At least one person involved in the occupation of the Malheur National Wildlife Refuge is expected to speak at a community meeting in John Day Tuesday.
Tad Houpt, Canyon City, said he organized the meeting to discuss people’s constitutional power and authority as well as federal land mismanagement and corruption. The meeting is planned for 6 p.m. Jan. 26 at the John Day Senior Center, 142 NE Dayton St.
Houpt said he plans to speak, and he has also invited Ryan Payne, who has participated in the occupation of the refuge near Burns. He said he was unsure if any other members of the occupation would be attending. He plans to ask Grant County Sheriff Glenn Palmer to speak as well.
“What I’d like to get across is how much power and authority we have and how we need to make some changes in our government here,” Houpt said Monday. “... The corruption, that’s what this meeting is about — the blatant, unbelievable corruption we have in this county. It’s from local government clean up to federal government. Our state government is probably even worse.”
Houpt said he has 30 years of forestry experience, but his retirement — in the form of timber on his private land — burned in the Canyon Creek Complex fire last summer. He described the U.S. Forest Service’s management policies as “voodoo forestry” and said “gross mismanagement” led to the fire. He said the federal government has “zero authority” to manage land, and he hoped people would begin to reform some of these government agencies in Grant County, which he described as a cancer.
“I hope the people of this county start standing up for themselves,” he said. “Everybody is scared of their government. The government should be scared of the people, and that will keep them scared straight, in other words.”
Houpt said he was not afraid to stand up to the government. He said he “absolutely” supports the occupation of the refuge and claimed two-thirds of Harney County’s residents did as well. He said he visited the refuge since the occupation began, and although he did not meet leader Ammon Bundy, he spoke to about 20 people who were there.
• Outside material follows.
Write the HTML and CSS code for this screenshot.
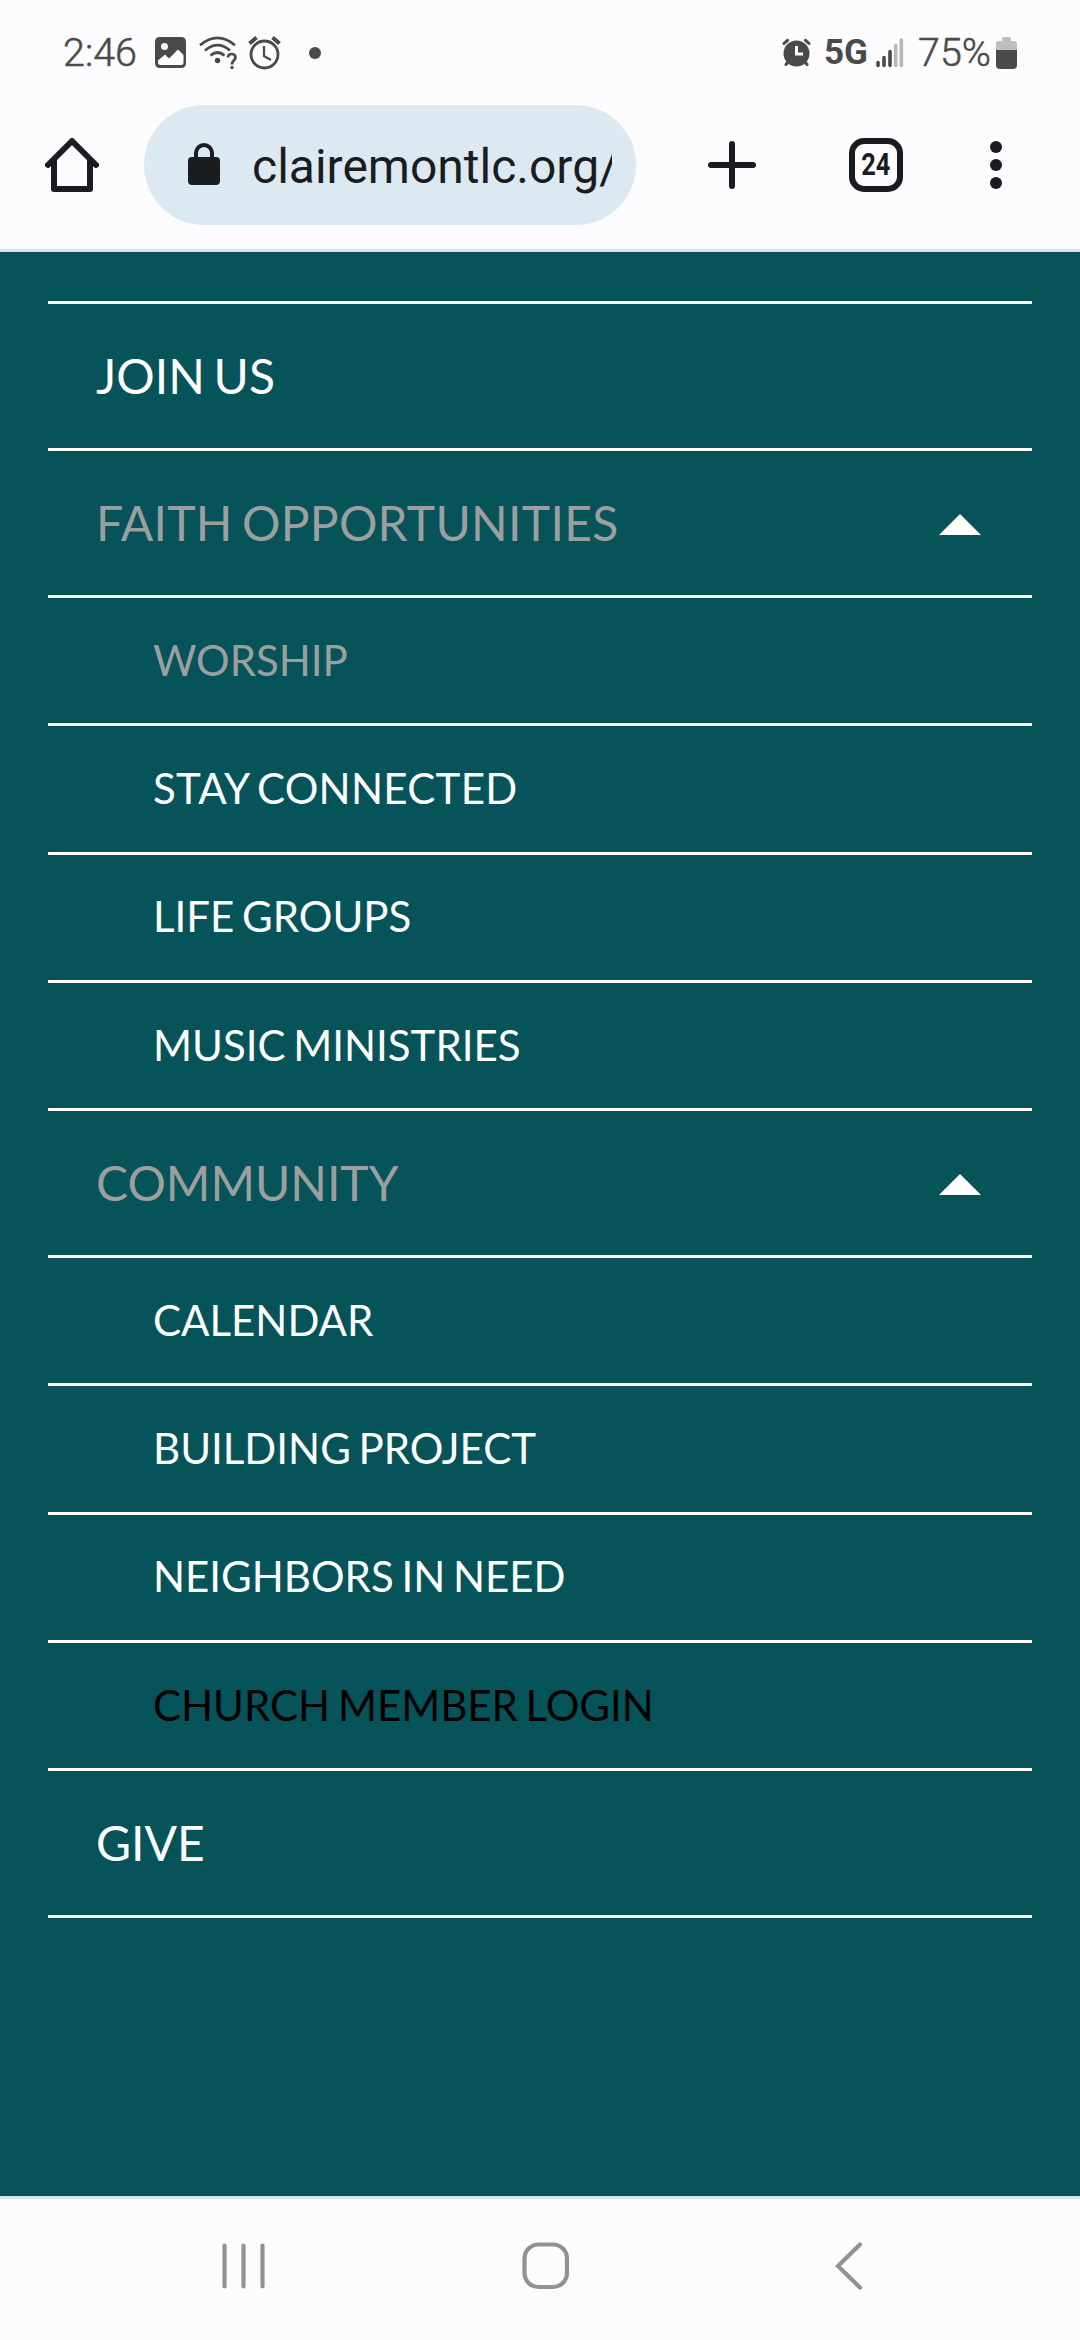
FILE: index.html
```html
<!DOCTYPE html>
<html lang="en">
<head>
<meta charset="utf-8">
<title>Clairemont LC</title>
<link rel="stylesheet" href="styles.css">
</head>
<body>
<div class="status">
  <span class="clock">2:46</span>
  <svg class="picture" width="31" height="31" viewBox="0 0 31 31"><path fill-rule="evenodd" fill="#4a4a4a" d="M5 0H26Q31 0 31 5V26Q31 31 26 31H5Q0 31 0 26V5Q0 0 5 0ZM9.500 6A3.500 3.500 0 1 0 9.500 13A3.500 3.500 0 1 0 9.500 6ZM3 23.500L10 17.500L14 21.500L23 12.500L28.500 18V25.500Q28.500 28 26 28H5.500Q3 28 3 25.500Z"/></svg>
  <svg class="wifi" width="38" height="34" viewBox="0 0 38 34" fill="none" stroke="#4a4a4a" stroke-width="2.700"><path d="M1 9.200Q18.500-5.500 36 9.200M6 14.500Q18.500 3.800 31 14.500M11.500 19.500Q18.500 13.500 25.500 19.500"/><circle cx="18.500" cy="24.500" r="2.700" fill="#4a4a4a" stroke="none"/><path d="M29 21.500C28.700 16.800 36.500 16.800 36.500 21.500C36.500 24.500 33 24.300 33 28.500"/><circle cx="33" cy="31.500" r="1.700" fill="#4a4a4a" stroke="none"/></svg>
  <svg class="alarm" width="33" height="34" viewBox="0 0 33 34" fill="none" stroke="#4a4a4a"><circle cx="16.500" cy="18.500" r="13.500" stroke-width="2.800"/><path stroke-width="2.200" d="M16 10V20L23 24"/><path stroke-width="4" d="M1.500 7.500L8.500 1.500M24.500 1.500L31.500 7.500"/></svg>
  <span class="dot"></span>
  <svg class="alarm-set" width="29" height="29" viewBox="0 0 29 29" fill="none" stroke="#4a4a4a" stroke-width="3" stroke-linecap="round"><circle cx="14.500" cy="15.500" r="13" fill="#4a4a4a" stroke="none"/><path d="M2 5.500L5.500 2.300M23.500 2.300L27 5.500M4 26.500L6 24M23 24L25 26.500"/><path stroke="#fcfcff" stroke-linecap="butt" d="M14.500 8V16H21"/></svg>
  <span class="network">5G</span>
  <svg class="signal" width="28" height="30" viewBox="0 0 28 30" stroke-width="3.600" stroke-linecap="round"><path stroke="#4a4a4a" d="M2 24.500V27.500M8 19.500V27.500M14 13.500V27.500"/><path stroke="#b7b7b9" d="M19.700 7.500V27.500M25.300 2V27.500"/></svg>
  <span class="percent">75%</span>
  <svg class="battery" width="21" height="32" viewBox="0 0 21 32"><path fill="#bebec0" d="M6 4V2Q6 0 8 0H13Q15 0 15 2V4H18Q21 4 21 7V13H0V7Q0 4 3 4Z"/><path fill="#4a4a4a" d="M0 13H21V28Q21 32 17 32H4Q0 32 0 28Z"/></svg>
</div>
<div class="toolbar">
  <svg class="home" width="54" height="54" viewBox="0 0 54 54" fill="none" stroke="#191d1f" stroke-width="6"><path stroke-linecap="round" stroke-linejoin="round" d="M3 27L27 3L51 27"/><path stroke-linejoin="round" d="M9 22V51H45V22"/></svg>
  <div class="address">
    <svg class="lock" width="32" height="42" viewBox="0 0 32 42"><rect y="14" width="32" height="28" rx="4" fill="#191d1f"/><path d="M8 16V10A8 8 0 0 1 24 10V16" fill="none" stroke="#191d1f" stroke-width="4"/></svg>
    <span class="url">clairemontlc.org/</span>
  </div>
  <svg class="plus" width="48" height="48" viewBox="0 0 48 48"><path d="M3 24H45M24 3V45" stroke="#191d1f" stroke-width="6" stroke-linecap="round"/></svg>
  <div class="tabs"><span class="count">24</span></div>
  <svg class="more" width="12" height="48" viewBox="0 0 12 48" fill="#191d1f"><circle cx="6" cy="6" r="6"/><circle cx="6" cy="24" r="6"/><circle cx="6" cy="42" r="6"/></svg>
</div>
<nav class="menu">
  <ul>
    <li class="item">JOIN US</li>
    <li class="item muted wide">FAITH OPPORTUNITIES<svg class="arrow" width="42" height="21" viewBox="0 0 42 21"><path fill="#fff" d="M21 0L42 21H0Z"/></svg></li>
    <li class="item sub muted">WORSHIP</li>
    <li class="item sub wide">STAY CONNECTED</li>
    <li class="item sub">LIFE GROUPS</li>
    <li class="item sub">MUSIC MINISTRIES</li>
    <li class="item muted">COMMUNITY<svg class="arrow" width="42" height="21" viewBox="0 0 42 21"><path fill="#fff" d="M21 0L42 21H0Z"/></svg></li>
    <li class="item sub">CALENDAR</li>
    <li class="item sub">BUILDING PROJECT</li>
    <li class="item sub">NEIGHBORS IN NEED</li>
    <li class="item sub current">CHURCH MEMBER LOGIN</li>
    <li class="item">GIVE</li>
  </ul>
</nav>
<div class="navbar">
  <svg class="recents" width="44" height="46" viewBox="0 0 44 46"><path d="M2.500 2.500V43.500M21.500 2.500V43.500M40.500 2.500V43.500" stroke="#929294" stroke-width="4.200" stroke-linecap="round"/></svg>
  <svg class="circle" width="48" height="48" viewBox="0 0 48 48"><rect x="2.500" y="2.500" width="42.500" height="42.500" rx="14" fill="none" stroke="#929294" stroke-width="4.200"/></svg>
  <svg class="back" width="28" height="48" viewBox="0 0 28 48"><path d="M25 2.500L3 24L25 45.500" fill="none" stroke="#929294" stroke-width="4.200" stroke-linecap="round"/></svg>
</div>
</body>
</html>
```
FILE: styles.css
```css
* { box-sizing: border-box; }
body { margin: 0; width: 1080px; height: 2340px; overflow: hidden; display: flex; flex-direction: column; background: #fcfcff; font-family: Roboto, sans-serif; }
svg { display: block; flex: none; }
.status { height: 105px; padding-left: 63px; display: flex; align-items: center; color: #4a4a4a; white-space: nowrap; }
.clock, .percent { font-size: 39.5px; font-weight: 300; line-height: 46px; flex: none; -webkit-text-stroke: 0.5px #4a4a4a; }
.clock { width: 92px; }
.wifi { margin-left: 13px; }
.alarm { margin-left: 11px; }
.dot { width: 12px; height: 12px; border-radius: 50%; background: #4a4a4a; margin-left: 28px; }
.alarm-set { margin-left: 461px; }
.network { width: 52px; margin-left: 13px; font-size: 35px; font-weight: 700; line-height: 46px; }
.percent { width: 78px; margin-left: 14px; }
.toolbar { height: 147px; padding: 0 0 24px 45px; border-bottom: 3px solid #dce4e9; display: flex; align-items: center; }
.address { width: 492px; height: 120px; margin-left: 45px; padding: 0 24px 0 44px; border-radius: 60px; background: #dde9f1; display: flex; align-items: center; }
.lock { margin-bottom: 2px; }
.url { margin-left: 32px; padding-top: 3px; width: 360px; overflow: hidden; color: #191d1f; font-size: 48px; line-height: 64px; white-space: nowrap; }
.plus { margin-left: 72px; }
.tabs { width: 54px; height: 54px; margin-left: 93px; border: 6px solid #191d1f; border-radius: 15px; display: flex; align-items: center; justify-content: center; color: #191d1f; }
.count { font-size: 31px; font-weight: 700; line-height: 36px; transform: scaleX(0.82); }
.more { margin-left: 87px; }
.menu { height: 1944px; padding: 49px 48px 0; background: #065359; font-family: Lato, sans-serif; }
.menu ul { list-style: none; margin: 0; padding: 0; border-top: 3px solid #fff; }
.item { height: 147px; padding: 0 51px 0 48px; border-bottom: 3px solid #fff; display: flex; align-items: center; justify-content: space-between; color: #fff; font-size: 48px; line-height: 60px; word-spacing: -0.072em; white-space: nowrap; }
.item.sub { height: 128.3px; padding: 0 51px 2px 105px; font-size: 42px; }
.item.wide { letter-spacing: 0.3px; }
.item.muted { color: #9c9f9f; }
.item.current { color: #000; }
.arrow { margin-top: 2px; }
.navbar { height: 144px; border-top: 3px solid #dce4e9; padding: 0 0 8px 221.5px; display: flex; align-items: center; }
.circle { margin-left: 256px; }
.back { margin-left: 265px; }
```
“I didn’t find one person that was even remotely nutty,” he said. “They all seemed like good Average Joe people that are just fed up with it all.”
After meeting some of the occupiers, Houpt said he invited Payne and two others to a meeting Jan. 12 with a group of Grant County residents in John Day. Houpt said Palmer attended the meeting but was not informed who would be there beforehand. County residents Jim Sproul, Dave Traylor, Mac Coffer and Harry Stangle said they attended the meeting as well. Sproul and Traylor said Jon Ritzheimer also attended. Ritzheimer has posted videos to YouTube from the refuge.